Obituary: Robert Conquest
To be denounced by the U.S.S.R. as “anti-Sovietchik No. 1” is to have lived well.
This article was published on my old blog before I started with Substack.
Few men did more than the historian Robert Conquest to refute the lies of the Soviet Union, undermining its ideology and propaganda, therefore its appeal, and ultimately its regime. Indeed, at the final meeting of the Soviet Central Committee a Stalinist hack described Conquest as “anti-Sovietchik No. 1”; a compliment if ever there was one.
Born in 1917 in Worcestershire, Conquest would—like many in the intelligentsia of his generation—fell for Communism in the 1930s. Conquest was an open member of the Communist Party of Great Britain—he had been radicalized especially by the Spanish Civil War—but reacted sharply against the certainty and orthodoxy of the Communists.
Conquest served in the British army during the Second World War, and was in Bulgaria when Stalin’s Red Army invaded in September 1944. Conquest was a British diplomat for a few years after the war and then went on to the scholarly work that will remain his legacy.
Conquest’s The Great Terror (1968) about the Moscow Trials and The Harvest of Sorrow (1986) about the Ukrainian terror-famine (the Holodomor) were well ahead of their time.
To the very end Communists, their sympathizers, and Soviet agents would make equivalences between the McCarthy hearings—at which nobody was killed—and the Soviet show trials, which between 1937 and 1938 arrested seven million people and liquidated one million, at the same time that two million more were worked or starved to death in the GULAG. Conquest—like many serious anti-Communists (especially those who were ex-Communists like himself and Whittaker Chambers)—denounced Senator McCarthy as handing a needless propaganda victory to the Soviet Union.

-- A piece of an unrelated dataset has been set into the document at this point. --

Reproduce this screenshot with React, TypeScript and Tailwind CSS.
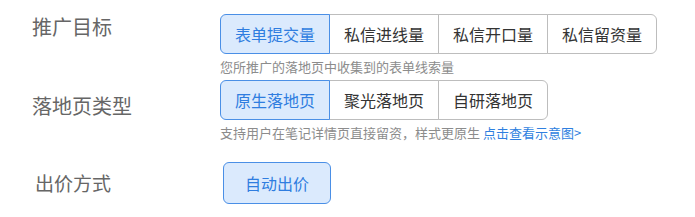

The denial of what happened in Ukraine continues to this day. Some apologists allow that atrocities were committed in the course of forced collectivization, but they deny that these were genocidal crimes, claiming that Stalin acted against kulaks, a class, rather than Ukrainians as a people.
Conquest’s estimate that Stalin killed twenty million people—in the purges, slave labour camps, and famines—was among the things that had him so reviled by Communists and fellow travellers, whose great claim for the Soviet Union after its crimes began to be exposed was that at least the Red Army had defeated Hitler. To find that Stalin had murdered more innocent people Hitler destroyed in the Holocaust was something the comrades had difficulty weaving into this narrative.
The story that Conquest, asked to re-issue The Great Terror under a new title after the fall of the Soviet Union when everyone finally had to admit he had been right, suggested, “I Told You So, You Fucking Fools,” is, sadly, apocryphal; it was his friend Kingsley Amis that suggested this.
Conquest had a lighter side, too, writing novels and poetry. The planned collection of limericks alas never materialized but Christopher Hitchens records some of Conquests greats, including:
There was an old bastard named Lenin / Who did two or three million men in / That’s a lot to have done in / But where he did one in / That old bastard Stalin did ten in.
Conquest’s politics after his Communist period were largely social democratic. Conquest’s friendship with Margaret Thatcher—it was after consultation with him that Mrs. Thatcher gave the “Iron Lady speech”—signalled a slight rightward drift in later years, but it is noteworthy that, for example, Conquest had supported the American position in Vietnam when he was still sternly on the Left. Conquest was an early sceptic of the European Union and concluded in later life that the Anglosphere should form a more organized alliance.
Robert Conquest’s life offers many lasting lessons, primary among them that areas under tyranny will eventually be free and the tyrants’ apologists in the Free World will have to answer for what they said and wrote while the regimes lasted. This is obviously a particularly acute lesson for the Middle East.
Bernard Lewis once put it this way:
After the fall of the Soviet Union, the [historians] who were denounced as enemies were welcomed in Russia … Those who were previously praised as good friends of the Soviets were dismissed with contempt as either hirelings or dupes of the Soviets.
Those who now use references to the “historic process” and “Orientalism” to explain why tyrants in the Greater Middle East cannot be criticized—or not criticized by Westerners, anyway—will not be thanked when the populations are eventually free of these wretched regimes.
The struggle goes on. There are those who tell us Bashar al-Assad—despite using fighter jets against cities, gassing civilians, instituting terror-famines, and allowing the rise of the Islamic State to discredit the rebellion—is the answer to Syria’s woes, rather than their fons et origo. Others—with a considerable overlap—imagine that giving billions of dollars to the Islamic Republic of Iran means the regime will moderate and provide jobs for its people, rather than export more terrorism.
Conquest had the solution to this lack of clarity about tyranny. Forget the old Left/Right antagonism, said Conquest; what we really need is a United Front Against Bullshit.